Instructions for the task - Return all lines that include the string "draws".

[Interface markup and scripts]
---------------

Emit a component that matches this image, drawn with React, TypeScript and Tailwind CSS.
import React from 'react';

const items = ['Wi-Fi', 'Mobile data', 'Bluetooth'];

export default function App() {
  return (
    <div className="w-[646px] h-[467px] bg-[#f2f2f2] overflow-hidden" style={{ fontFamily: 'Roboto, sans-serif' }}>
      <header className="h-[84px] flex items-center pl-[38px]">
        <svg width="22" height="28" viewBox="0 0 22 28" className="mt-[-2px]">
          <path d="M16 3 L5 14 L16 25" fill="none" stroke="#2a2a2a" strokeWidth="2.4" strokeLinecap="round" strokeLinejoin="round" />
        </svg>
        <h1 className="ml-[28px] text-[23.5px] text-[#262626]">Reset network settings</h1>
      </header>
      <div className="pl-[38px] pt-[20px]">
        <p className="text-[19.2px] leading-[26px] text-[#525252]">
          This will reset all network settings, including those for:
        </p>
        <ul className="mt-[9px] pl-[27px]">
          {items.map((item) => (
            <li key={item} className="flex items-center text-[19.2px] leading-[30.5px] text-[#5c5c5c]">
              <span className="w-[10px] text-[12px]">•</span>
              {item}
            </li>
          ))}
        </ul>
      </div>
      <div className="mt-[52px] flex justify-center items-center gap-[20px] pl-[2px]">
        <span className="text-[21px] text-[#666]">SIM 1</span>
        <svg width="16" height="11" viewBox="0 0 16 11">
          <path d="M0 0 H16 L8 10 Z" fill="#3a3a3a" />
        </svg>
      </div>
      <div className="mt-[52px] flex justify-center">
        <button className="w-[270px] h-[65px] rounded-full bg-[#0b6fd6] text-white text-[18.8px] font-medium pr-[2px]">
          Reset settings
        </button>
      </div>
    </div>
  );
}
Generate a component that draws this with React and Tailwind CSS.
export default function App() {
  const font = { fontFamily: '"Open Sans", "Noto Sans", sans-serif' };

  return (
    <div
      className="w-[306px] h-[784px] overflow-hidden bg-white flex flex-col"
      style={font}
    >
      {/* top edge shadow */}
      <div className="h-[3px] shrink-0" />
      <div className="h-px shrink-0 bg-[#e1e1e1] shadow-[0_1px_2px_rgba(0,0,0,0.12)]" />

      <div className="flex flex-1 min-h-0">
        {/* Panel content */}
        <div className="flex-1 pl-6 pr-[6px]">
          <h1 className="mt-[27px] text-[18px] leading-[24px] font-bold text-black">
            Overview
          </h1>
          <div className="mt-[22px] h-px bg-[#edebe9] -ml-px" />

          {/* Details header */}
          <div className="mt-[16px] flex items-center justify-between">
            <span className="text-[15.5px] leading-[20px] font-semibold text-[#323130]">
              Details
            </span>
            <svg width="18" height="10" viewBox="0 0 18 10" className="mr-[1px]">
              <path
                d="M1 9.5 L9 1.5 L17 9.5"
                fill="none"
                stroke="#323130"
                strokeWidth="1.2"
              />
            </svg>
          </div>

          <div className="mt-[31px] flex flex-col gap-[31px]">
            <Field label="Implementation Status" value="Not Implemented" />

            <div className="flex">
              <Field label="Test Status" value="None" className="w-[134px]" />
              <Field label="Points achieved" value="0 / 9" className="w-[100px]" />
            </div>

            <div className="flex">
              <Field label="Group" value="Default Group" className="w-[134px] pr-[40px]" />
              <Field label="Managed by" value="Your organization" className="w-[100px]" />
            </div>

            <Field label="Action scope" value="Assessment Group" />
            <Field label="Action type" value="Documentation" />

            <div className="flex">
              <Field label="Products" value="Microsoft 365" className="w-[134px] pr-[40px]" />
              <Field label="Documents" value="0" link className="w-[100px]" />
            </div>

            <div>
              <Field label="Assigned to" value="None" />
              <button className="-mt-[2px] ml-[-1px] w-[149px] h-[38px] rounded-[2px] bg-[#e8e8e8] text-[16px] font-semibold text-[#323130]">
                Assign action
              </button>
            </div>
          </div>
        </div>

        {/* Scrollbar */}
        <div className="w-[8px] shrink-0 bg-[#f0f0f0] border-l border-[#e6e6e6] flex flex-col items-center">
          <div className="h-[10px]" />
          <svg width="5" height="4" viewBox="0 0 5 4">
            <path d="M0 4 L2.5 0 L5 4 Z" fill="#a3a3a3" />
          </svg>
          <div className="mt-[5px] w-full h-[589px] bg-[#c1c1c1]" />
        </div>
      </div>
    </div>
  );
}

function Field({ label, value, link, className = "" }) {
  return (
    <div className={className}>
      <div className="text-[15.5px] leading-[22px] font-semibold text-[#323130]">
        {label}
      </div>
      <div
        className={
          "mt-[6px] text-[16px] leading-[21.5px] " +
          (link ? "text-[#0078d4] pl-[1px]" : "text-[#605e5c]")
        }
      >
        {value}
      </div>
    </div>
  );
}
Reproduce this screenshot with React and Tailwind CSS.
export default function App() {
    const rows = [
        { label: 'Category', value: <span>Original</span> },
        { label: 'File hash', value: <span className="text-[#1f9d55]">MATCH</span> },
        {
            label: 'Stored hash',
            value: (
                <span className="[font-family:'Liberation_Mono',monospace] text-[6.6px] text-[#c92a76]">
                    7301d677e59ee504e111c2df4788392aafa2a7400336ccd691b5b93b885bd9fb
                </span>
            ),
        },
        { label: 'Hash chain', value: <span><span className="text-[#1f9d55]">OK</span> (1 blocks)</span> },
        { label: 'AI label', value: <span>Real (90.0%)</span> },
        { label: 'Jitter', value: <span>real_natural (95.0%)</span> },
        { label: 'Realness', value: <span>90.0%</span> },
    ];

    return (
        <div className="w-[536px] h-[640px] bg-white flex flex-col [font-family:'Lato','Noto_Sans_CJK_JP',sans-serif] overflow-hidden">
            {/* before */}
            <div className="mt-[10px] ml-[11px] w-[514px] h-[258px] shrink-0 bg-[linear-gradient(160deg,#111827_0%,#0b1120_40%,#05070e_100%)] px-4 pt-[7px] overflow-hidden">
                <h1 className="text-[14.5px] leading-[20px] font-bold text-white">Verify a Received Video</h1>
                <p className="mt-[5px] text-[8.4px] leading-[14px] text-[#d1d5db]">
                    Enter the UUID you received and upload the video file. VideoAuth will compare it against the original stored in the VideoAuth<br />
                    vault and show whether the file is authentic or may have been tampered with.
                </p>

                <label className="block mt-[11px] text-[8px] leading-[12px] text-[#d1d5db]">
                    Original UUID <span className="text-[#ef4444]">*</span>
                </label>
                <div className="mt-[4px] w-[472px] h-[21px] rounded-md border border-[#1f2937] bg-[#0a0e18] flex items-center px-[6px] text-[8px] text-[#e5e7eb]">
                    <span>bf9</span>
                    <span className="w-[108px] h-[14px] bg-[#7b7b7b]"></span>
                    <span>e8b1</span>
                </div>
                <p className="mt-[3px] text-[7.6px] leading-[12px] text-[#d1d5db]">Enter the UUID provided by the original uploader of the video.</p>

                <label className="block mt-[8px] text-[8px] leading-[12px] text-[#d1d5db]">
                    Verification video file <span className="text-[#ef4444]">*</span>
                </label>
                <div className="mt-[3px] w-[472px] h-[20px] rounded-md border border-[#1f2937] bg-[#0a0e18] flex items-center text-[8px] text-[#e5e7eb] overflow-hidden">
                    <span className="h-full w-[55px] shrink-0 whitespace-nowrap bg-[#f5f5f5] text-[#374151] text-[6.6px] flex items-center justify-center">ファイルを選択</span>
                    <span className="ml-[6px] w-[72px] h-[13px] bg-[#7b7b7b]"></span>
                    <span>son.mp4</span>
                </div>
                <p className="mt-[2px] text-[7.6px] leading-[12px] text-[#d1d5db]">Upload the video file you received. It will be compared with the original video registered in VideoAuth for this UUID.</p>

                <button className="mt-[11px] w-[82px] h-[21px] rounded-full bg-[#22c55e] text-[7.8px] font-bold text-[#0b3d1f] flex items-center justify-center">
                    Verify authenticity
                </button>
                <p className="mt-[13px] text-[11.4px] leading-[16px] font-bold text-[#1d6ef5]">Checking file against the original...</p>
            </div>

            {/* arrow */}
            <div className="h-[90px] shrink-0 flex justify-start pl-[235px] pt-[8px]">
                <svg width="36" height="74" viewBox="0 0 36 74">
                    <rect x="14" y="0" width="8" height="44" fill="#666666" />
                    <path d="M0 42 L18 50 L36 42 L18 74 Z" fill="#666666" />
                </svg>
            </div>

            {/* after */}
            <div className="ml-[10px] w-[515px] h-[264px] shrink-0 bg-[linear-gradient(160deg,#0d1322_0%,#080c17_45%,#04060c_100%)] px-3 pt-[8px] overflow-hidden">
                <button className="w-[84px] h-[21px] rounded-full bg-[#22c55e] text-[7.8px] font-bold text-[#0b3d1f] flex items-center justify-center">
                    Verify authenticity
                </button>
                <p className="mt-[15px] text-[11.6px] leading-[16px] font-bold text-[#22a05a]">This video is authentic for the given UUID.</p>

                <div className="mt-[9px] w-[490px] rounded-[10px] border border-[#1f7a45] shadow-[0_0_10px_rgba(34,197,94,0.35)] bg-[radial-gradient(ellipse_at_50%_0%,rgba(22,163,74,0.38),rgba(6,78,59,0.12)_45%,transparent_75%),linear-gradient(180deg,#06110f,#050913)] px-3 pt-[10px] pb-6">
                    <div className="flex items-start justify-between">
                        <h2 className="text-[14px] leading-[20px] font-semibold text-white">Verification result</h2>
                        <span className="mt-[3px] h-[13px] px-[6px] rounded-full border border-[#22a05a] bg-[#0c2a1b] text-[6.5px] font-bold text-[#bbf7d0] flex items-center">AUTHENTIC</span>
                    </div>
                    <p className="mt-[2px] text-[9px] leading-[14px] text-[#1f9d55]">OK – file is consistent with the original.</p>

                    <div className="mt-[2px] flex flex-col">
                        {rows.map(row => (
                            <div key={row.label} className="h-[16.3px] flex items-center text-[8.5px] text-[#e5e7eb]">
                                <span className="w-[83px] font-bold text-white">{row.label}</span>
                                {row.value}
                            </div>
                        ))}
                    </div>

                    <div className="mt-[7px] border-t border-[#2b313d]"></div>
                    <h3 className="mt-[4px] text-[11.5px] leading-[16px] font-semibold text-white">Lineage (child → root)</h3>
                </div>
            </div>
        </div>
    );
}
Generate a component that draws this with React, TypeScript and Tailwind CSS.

---------------

Result -
Generate a component that draws this with React and Tailwind CSS.
Generate a component that draws this with React, TypeScript and Tailwind CSS.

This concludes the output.